OPEC Market Analysis

Crude Oil Price Movements

In January, the OPEC Reference Basket (ORB) value rose by $0.61/b, month-on-month (m-o-m), to average $62.31/b. The ICE Brent front-month contract increased by $3.10/b, m-o-m, to average $64.73/b, while the NYMEX WTI front-month contract rose by $2.39/b, m-o-m, to average $60.26/b. The GME Oman front-month contract saw an increase of $0.83/b, m-o-m, to average $62.79/b. The Brent–WTI front-month spread rose by $0.71/b, m-o-m, to average $4.47/b.

The forward curves for all major crude benchmarks strengthened, with ICE Brent and NYMEX WTI moving into stronger backwardation. This shift was supported by oil supply outages, easing selling pressure from speculators, and robust physical market fundamentals. The forward curve for GME Oman remained relatively unchanged, m-o-m. Speculative sentiment turned bullish, with hedge funds and other money managers significantly increasing their net long positions.

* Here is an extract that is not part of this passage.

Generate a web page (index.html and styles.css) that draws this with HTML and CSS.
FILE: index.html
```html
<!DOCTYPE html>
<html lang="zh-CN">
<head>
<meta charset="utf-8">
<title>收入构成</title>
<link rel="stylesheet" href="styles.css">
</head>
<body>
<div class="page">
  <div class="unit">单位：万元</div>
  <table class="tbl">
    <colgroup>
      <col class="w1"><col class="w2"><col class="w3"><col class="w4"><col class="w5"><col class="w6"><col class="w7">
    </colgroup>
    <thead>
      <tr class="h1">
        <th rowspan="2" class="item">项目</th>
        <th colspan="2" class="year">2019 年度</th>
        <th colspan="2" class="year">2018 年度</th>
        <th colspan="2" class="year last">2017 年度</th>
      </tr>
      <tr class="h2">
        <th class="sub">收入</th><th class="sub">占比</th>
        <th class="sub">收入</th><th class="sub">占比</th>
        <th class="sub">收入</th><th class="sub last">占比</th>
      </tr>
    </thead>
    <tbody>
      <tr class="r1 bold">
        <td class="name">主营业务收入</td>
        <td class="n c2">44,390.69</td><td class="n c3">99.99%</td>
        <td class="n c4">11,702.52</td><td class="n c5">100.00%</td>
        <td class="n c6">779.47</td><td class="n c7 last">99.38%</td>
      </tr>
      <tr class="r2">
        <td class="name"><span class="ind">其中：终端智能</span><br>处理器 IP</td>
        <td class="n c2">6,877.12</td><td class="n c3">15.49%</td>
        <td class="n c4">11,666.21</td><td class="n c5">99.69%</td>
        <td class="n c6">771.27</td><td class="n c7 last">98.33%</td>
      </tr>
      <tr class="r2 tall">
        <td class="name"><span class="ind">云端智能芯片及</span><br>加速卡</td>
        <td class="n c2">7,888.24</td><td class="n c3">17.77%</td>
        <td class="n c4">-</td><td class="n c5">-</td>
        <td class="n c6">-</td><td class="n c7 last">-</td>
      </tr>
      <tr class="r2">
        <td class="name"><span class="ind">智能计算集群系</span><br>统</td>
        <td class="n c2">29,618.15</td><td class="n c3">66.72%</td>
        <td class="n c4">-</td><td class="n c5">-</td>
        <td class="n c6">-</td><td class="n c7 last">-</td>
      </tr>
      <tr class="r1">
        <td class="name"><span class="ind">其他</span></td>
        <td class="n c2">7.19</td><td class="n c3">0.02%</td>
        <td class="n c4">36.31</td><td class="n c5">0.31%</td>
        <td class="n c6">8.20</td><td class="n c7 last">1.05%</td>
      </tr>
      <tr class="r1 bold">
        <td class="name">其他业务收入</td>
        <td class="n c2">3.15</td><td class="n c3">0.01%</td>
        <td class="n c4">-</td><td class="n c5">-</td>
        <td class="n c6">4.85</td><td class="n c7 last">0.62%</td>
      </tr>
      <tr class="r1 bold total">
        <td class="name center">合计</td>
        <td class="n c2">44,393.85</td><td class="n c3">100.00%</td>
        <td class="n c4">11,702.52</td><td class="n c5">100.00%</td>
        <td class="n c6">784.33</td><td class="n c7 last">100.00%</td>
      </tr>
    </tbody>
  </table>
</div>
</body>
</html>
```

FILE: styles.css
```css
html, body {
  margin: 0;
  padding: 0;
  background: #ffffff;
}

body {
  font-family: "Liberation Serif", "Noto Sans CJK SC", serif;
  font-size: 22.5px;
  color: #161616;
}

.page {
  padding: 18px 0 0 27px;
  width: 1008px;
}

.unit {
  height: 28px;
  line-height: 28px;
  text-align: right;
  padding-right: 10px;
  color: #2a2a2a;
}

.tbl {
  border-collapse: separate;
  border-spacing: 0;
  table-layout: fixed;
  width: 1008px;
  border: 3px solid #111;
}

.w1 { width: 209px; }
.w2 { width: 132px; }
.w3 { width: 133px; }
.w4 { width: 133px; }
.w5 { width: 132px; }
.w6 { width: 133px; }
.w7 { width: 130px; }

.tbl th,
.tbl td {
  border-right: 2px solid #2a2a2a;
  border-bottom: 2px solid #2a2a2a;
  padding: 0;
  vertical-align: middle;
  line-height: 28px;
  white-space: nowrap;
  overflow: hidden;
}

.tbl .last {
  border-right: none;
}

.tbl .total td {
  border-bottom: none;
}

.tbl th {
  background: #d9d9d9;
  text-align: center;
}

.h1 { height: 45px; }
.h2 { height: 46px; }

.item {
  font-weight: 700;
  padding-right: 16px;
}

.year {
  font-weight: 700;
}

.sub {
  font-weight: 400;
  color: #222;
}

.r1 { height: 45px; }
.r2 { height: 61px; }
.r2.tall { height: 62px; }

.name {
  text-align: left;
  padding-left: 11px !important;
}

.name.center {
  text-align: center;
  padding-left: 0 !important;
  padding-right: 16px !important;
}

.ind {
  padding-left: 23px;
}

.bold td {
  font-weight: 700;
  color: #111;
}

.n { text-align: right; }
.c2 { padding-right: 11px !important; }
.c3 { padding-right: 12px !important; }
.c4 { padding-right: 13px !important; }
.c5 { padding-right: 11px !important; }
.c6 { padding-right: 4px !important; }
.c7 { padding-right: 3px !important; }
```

World Economy & Macroeconomic Backdrop

The global economic growth forecasts remain stable at 3.1% for 2026 and 3.2% for 2027. The US economic growth forecast has been slightly revised up to 2.2% for 2026, while it remains at 2% for 2027. The Eurozone is expected to grow at 1.2% for both years, and Japan's growth forecast is steady at 0.9%. China's economy is projected to grow by 4.5% in both years, while India is expected to grow at 6.6% in 2026 and 6.5% in 2027. Brazil's growth is forecasted at 2.0% for 2026 and 2.2% for 2027, while Russia's economy is expected to grow by 1.3% in 2026 and 1.5% in 2027.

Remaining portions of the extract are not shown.